Algunos defienden como indiscutible la idea de que el Estado no debería gastar nunca más de lo que ingresa. Aunque tal afirmación parezca razonable, lo cierto es que no tiene fundamento económico. Los Estados pueden mantener en algunos períodos temporales cierto nivel de deuda pública sin caer en dificultades financieras, siempre que se mantengan en niveles de sostenibilidad.
Si un país se financia con impuestos, tratará de que el incremento de los gastos públicos no suponga cargar al país con niveles tributarios que lleguen a afectar negativamente al consumo y a la inversión. Y si se financia a través de deuda, procurará obtener superavit presupuestario en los siguientes años con el fin de amortizarla, sin caer en “más deuda para hacer frente a la deuda”, salvo que logre que su economía crezca lo suficiente.

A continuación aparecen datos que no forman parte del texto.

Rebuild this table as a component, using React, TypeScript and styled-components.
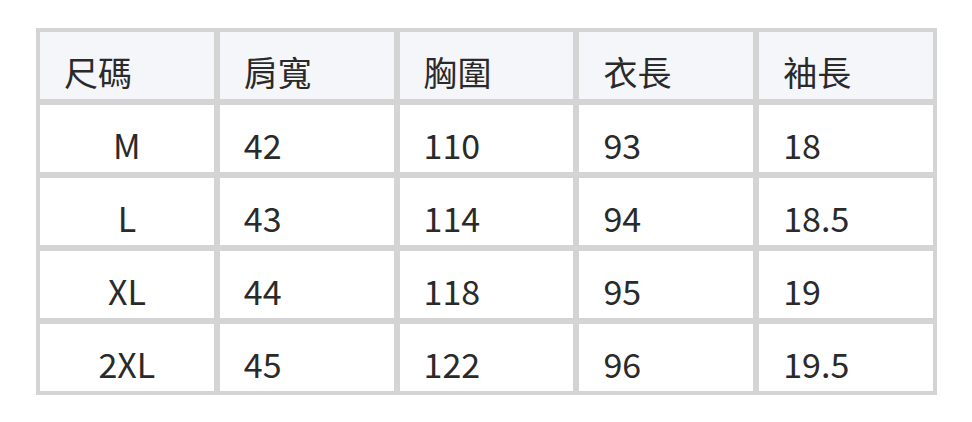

El grado de sostenibilidad de la deuda pública suele medirse tomando como referencia la proporción que representa sobre el PIB, pero habrá que tener en cuenta otros factores, como el tipo de interés que se ha de pagar y, en el caso de préstamos en otras monedas, la evolución de los tipos de cambio. Mientras el PIB de un país crezca por encima de los intereses que se deben pagar podrá incurrir en déficit sin aumentar la proporción de deuda.
Pero aunque no varía la tasa de endeudamiento sobre el PIB, sí aumenta el volumen de la deuda, por lo que el país correspondiente debe solicitar más préstamos. Cuando se da esta circunstancia en una economía en recesión, los prestamistas se plantean si el país estará en condiciones de devolver los fondos recibidos, sobre todo, si la economía está ya muy endeudada, y pueden llegar a denegar el préstamo.

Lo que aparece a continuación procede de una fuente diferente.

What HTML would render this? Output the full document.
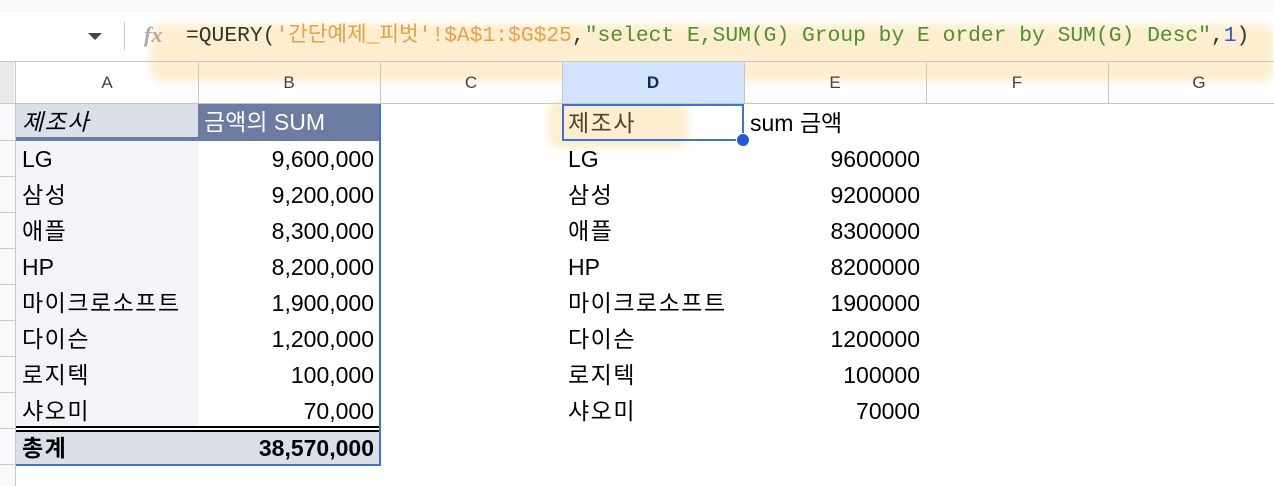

La reacción habitual del Gobierno afectado suele ser recurrir a la austeridad fiscal, lo que supone recortar el gasto público o tratar de subir los impuestos, a fin de reducir las necesidades crediticias y demostrar a los prestamistas que se toman medidas para afrontar la situación. Pero la política de austeridad suele resultar contraproducente.
La recesión económica supone una caída del gasto del sector privado y, por tanto, de la recaudación tributaria. La política de austeridad de recortar el gasto público deprime la demanda y tiende a reducir la producción total del país, disminuyendo más los impuestos, con lo que resulta muy difícil llegar al objetivo de rebajar el déficit público.
La reciente experiencia de la austeridad en España se inició con la reforma constitucional de 2011, que modificó el artículo 135, para establecer que la deuda pública fuese lo primero a pagar frente a cualquier gasto del Estado en los presupuestos generales.
Al año siguiente, la ley orgánica sobre la “Estabilidad Presupuestaria y Sostenibilidad” trató de afrontar una situación económica de profunda crisis, con una prima de riesgo elevada, un sector bancario a punto de colapsar y el país con grandes problemas estructurales. La ley vino a plantear un techo de gasto, señalando que no puede aumentarse por encima del crecimiento del PIB a largo plazo.
Este planteamiento de restricción ciega de la posibilidad de gasto, al llevar consigo severos ajustes, supuso alargar la crisis y trasladar la carga sobre los más vulnerables, dañando al Estado de Bienestar.
Una consecuencia de las medidas económicas ha sido convertir una situación de déficit público en un problema de endeudamiento, incentivado por la caída de la prima de riesgo en los últimos años. Se disparó el recurso a la deuda, hasta llegar al 98% del PIB en la actualidad, más consecuencia de los ajustes, con su secuela de caída en la recaudación, que de las políticas de estímulo económico.
La ley de 2012 ha condicionado al crecimiento económico los derechos y garantías de los ciudadanos, convirtiendo al Estado en un agente meramente pasivo, un planteamiento de la corriente neoliberal, empeñada siempre en reducir la capacidad de actuación económica de los poderes públicos.
Los defensores de las medidas de austeridad caen con frecuencia en el error de equiparar una economía con una familia, sin advertir que la familia puede llegar a devolver sus deudas limitando el gasto pero, en el conjunto de la economía, el gasto de una persona se convierte en el ingreso de otra, con lo que las medidas de austeridad que reducen el gasto terminan disminuyendo la renta que se genera en el país, hundiendo así la recaudación de impuestos e impidiendo que se alcance el objetivo de eliminar el déficit público y pagar las deudas.